● **WRITTEN TASK**
Where a line contains the word "React", copy that line.

● **AVAILABLE DATA**

• • • • • • •

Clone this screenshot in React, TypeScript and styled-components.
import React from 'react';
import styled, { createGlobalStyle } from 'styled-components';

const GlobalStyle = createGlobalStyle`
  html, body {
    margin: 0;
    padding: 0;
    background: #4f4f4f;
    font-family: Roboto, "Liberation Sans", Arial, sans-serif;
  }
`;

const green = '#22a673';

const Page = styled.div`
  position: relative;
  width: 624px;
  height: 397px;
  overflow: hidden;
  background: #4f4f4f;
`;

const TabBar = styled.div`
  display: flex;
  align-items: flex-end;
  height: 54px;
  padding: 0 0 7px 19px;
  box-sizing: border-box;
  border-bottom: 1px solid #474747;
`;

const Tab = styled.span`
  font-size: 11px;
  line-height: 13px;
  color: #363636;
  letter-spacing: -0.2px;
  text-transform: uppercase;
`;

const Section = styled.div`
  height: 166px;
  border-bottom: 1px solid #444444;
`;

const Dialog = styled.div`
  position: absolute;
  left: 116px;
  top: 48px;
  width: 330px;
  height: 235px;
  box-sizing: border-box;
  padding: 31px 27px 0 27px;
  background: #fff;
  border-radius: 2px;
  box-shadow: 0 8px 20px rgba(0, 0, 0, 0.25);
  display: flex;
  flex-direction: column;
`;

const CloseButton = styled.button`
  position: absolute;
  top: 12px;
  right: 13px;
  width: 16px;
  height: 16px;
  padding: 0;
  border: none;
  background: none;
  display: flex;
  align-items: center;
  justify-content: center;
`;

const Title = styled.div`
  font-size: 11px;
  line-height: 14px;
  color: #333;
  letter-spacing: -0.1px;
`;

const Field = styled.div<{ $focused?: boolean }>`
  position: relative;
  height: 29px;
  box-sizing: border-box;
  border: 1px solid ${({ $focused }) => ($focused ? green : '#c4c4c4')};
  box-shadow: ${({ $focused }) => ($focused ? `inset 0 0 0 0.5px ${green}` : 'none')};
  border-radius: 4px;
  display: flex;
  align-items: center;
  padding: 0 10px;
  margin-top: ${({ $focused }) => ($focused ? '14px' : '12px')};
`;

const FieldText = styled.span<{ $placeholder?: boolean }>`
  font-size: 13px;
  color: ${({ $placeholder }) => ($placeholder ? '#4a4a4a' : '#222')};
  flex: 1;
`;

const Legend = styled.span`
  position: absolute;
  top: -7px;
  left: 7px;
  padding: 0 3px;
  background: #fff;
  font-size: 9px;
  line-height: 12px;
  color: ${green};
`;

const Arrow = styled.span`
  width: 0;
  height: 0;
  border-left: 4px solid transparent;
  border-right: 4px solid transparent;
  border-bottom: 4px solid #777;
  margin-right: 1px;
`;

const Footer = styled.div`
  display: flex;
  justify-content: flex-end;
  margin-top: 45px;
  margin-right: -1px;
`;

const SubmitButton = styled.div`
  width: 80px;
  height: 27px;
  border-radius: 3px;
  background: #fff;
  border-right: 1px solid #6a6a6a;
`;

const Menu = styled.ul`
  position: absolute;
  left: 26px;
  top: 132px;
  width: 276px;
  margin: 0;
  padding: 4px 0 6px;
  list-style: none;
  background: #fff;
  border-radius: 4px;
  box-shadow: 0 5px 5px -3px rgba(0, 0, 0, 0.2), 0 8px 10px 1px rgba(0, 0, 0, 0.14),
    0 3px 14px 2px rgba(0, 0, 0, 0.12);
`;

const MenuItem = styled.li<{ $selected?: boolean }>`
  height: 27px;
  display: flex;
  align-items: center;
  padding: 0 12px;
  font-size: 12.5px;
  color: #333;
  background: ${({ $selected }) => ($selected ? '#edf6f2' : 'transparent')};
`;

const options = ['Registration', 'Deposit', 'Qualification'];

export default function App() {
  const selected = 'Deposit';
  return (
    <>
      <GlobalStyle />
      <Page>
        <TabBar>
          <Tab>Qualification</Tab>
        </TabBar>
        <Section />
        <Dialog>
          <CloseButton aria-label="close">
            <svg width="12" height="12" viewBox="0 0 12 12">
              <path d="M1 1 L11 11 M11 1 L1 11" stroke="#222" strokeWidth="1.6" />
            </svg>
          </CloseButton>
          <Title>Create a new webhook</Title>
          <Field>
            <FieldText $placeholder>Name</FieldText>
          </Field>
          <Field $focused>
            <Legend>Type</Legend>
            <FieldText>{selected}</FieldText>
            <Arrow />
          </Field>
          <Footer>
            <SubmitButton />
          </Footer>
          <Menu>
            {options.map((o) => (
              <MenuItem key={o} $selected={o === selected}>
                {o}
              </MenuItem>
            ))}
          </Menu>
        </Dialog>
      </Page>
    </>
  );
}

• • • • • • •

● **EXERCISE RESPONSE**
Clone this screenshot in React, TypeScript and styled-components.
import React from 'react';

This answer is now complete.